WHAT THE TASK ASKS:
From the listing below, extract every line in which the word "components" appears.
(begin)
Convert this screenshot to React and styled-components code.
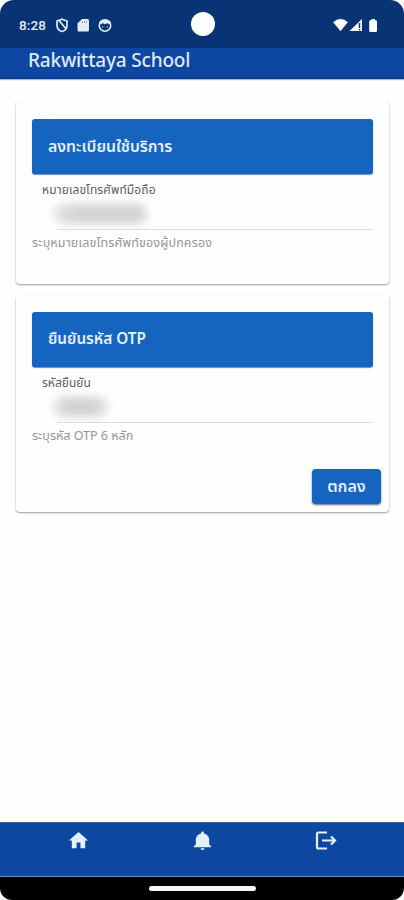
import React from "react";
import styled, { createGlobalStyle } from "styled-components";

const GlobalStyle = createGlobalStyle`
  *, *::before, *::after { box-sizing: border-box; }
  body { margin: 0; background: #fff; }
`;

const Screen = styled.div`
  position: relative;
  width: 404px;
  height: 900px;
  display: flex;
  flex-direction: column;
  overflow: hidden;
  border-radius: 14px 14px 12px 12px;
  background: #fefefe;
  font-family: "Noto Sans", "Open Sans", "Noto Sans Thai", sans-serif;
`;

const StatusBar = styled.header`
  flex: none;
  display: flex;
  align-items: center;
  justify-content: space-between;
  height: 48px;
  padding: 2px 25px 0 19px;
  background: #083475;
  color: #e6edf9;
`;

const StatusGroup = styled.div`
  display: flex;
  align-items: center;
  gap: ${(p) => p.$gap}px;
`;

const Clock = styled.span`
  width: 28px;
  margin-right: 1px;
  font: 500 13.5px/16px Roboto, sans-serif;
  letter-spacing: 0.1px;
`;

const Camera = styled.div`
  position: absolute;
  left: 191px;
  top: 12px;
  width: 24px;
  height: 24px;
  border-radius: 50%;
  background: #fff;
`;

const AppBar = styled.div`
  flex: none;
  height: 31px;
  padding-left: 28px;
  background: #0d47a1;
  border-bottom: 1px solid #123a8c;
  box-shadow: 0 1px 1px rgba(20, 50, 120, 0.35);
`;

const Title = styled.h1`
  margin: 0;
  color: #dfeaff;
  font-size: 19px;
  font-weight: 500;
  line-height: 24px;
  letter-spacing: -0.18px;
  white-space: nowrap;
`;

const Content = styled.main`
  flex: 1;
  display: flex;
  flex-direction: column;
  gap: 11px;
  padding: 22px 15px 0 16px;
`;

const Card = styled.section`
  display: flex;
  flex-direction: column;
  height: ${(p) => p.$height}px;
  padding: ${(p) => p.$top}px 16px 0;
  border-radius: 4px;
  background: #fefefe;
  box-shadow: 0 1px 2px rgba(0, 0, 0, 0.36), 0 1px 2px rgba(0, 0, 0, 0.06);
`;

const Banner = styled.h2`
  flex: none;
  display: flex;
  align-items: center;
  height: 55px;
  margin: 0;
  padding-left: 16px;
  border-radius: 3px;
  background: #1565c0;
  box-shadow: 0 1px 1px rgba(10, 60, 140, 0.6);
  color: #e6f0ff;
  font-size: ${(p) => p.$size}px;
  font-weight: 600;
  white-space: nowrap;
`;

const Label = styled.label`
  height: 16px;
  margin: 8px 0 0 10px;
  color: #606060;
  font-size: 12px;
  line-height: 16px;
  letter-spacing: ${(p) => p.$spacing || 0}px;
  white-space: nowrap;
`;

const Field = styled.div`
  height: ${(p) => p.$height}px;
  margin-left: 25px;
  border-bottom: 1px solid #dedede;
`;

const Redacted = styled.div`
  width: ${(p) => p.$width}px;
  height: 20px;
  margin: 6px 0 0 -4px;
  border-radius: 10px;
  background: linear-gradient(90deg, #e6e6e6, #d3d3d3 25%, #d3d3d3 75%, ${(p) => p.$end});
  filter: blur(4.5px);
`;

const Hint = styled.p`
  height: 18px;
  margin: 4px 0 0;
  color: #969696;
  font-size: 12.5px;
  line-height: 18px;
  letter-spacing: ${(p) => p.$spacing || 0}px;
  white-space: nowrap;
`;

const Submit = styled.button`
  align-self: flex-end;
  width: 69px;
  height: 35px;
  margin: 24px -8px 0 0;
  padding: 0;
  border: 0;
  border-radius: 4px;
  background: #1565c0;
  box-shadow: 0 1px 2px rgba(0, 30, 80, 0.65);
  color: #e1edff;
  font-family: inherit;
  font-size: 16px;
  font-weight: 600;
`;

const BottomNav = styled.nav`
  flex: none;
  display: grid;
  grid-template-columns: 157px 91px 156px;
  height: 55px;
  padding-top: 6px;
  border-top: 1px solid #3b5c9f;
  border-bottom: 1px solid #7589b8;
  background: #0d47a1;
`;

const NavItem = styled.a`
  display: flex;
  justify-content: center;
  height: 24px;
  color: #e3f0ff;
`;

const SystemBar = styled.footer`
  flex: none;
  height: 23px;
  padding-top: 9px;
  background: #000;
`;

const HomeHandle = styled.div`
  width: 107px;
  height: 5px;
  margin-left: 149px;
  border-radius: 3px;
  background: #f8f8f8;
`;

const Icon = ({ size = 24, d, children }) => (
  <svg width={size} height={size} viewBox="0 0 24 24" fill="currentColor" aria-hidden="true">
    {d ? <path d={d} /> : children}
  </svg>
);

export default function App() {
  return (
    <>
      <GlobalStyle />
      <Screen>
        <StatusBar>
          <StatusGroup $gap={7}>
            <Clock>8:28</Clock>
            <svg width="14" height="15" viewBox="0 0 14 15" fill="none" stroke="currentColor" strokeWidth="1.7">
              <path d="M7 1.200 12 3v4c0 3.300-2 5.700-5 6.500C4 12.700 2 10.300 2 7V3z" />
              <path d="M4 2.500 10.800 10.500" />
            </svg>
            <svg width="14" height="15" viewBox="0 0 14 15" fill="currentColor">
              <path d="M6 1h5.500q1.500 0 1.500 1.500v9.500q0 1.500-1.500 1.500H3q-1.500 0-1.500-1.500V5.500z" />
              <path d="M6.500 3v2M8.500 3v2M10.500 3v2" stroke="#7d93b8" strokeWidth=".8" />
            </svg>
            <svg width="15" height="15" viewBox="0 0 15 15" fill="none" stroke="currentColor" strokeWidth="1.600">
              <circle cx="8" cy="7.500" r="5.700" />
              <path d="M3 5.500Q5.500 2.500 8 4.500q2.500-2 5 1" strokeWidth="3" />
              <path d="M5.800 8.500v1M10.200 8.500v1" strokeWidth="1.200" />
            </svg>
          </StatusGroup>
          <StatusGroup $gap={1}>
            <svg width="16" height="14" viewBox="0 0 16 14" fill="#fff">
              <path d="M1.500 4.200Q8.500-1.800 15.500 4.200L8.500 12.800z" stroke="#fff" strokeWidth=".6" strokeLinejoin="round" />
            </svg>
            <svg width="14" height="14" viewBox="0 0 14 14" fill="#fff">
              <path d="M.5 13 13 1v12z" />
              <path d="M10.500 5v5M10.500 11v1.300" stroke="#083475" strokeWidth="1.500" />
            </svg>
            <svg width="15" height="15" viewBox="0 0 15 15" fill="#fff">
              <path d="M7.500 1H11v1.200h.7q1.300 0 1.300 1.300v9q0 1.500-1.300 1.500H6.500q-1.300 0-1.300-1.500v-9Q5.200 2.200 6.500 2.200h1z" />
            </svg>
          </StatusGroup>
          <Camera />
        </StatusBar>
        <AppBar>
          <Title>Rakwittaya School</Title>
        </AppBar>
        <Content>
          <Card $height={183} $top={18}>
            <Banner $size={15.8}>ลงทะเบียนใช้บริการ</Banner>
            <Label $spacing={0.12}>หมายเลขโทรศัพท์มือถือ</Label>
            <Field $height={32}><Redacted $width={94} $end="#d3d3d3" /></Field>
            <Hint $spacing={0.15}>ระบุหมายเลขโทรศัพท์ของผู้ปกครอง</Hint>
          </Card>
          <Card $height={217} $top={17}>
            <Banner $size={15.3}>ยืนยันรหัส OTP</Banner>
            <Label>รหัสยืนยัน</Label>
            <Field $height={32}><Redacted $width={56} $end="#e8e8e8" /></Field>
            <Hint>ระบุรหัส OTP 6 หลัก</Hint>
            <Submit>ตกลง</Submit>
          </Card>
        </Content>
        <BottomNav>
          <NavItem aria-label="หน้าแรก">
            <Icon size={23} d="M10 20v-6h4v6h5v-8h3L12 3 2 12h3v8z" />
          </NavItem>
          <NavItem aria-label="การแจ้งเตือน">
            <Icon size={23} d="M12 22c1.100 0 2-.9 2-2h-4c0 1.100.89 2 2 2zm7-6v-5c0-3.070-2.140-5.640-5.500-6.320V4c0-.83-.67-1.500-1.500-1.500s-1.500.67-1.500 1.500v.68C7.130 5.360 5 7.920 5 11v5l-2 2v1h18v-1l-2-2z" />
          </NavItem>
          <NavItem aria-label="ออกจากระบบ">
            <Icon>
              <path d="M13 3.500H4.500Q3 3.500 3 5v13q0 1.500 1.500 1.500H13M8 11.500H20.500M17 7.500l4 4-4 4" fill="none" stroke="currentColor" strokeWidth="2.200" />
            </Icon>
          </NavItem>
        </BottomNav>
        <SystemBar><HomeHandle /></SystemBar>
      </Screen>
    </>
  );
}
(end)
EXERCISE RESULT:
Convert this screenshot to React and styled-components code.
import styled, { createGlobalStyle } from "styled-components";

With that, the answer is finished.